Justice Sonia Sotomayor appeared sympathetic to the government on another ground: the idea that the Polish government had already sought this information under a treaty with the United States, but the United States had rejected the request based on its desire to avoid revealing state secrets. This proceeding, Sotomayor seemed to suggest, was simply an effort to circumvent that rejection.
Klein countered that Abu Zubaydah was acting as a private citizen in filing the request for discovery, rather than on behalf of the Polish government or at its direction.

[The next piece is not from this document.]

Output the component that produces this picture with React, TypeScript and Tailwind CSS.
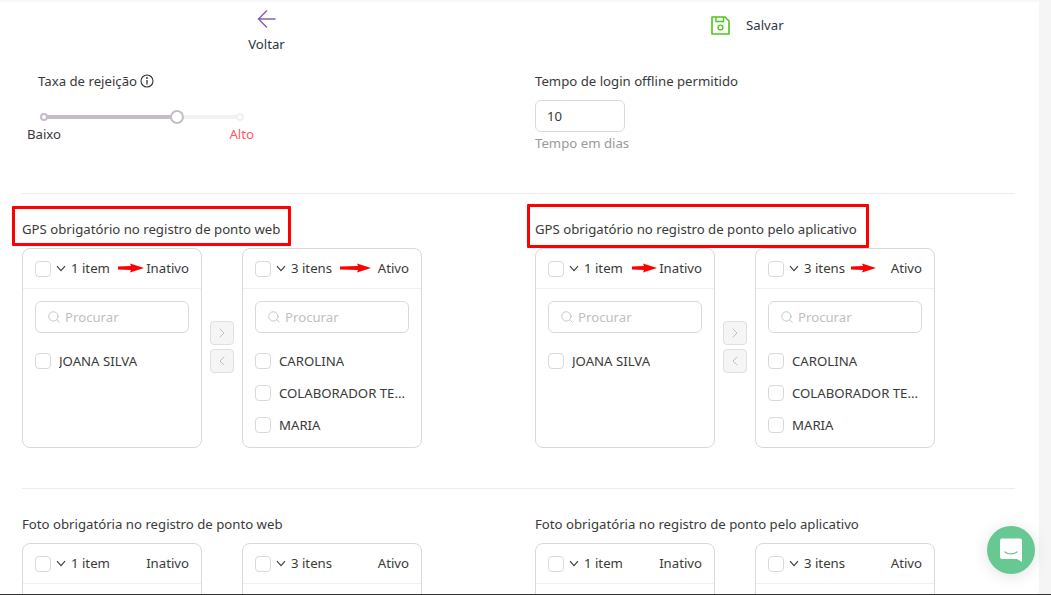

The tone of the argument changed significantly when Fletcher returned to the lectern for his rebuttal. Justice Neil Gorsuch, who had been relatively quiet up to this point, asked Fletcher why the government couldn’t simply allow Abu Zubaydah to testify “as to his treatment during these dates.” When Fletcher responded that Abu Zubaydah and his lawyers had not asked for him to testify, so that the Department of Justice had not discussed the possibility with officials at the Department of Defense, Gorsuch voiced his frustration. “This case has been litigated for years and all the way up to the United States Supreme Court,” Gorsuch said, “and you haven’t considered whether that’s an off-ramp that the government could provide that would obviate the need for any of this?”
Sotomayor, who sits next to Gorsuch on the bench but is generally at the opposite end of the ideological spectrum, joined the fray. She told Fletcher that “we want a clear answer” from the federal government: “Are you going to permit him to testify as to what happened to him those dates without invoking a state secret or other privilege? Yes or no. That’s all we’re looking for.”
Fletcher indicated that the federal government would be happy to respond, leaving open the possibility of further developments in the case in the not-too-distant future.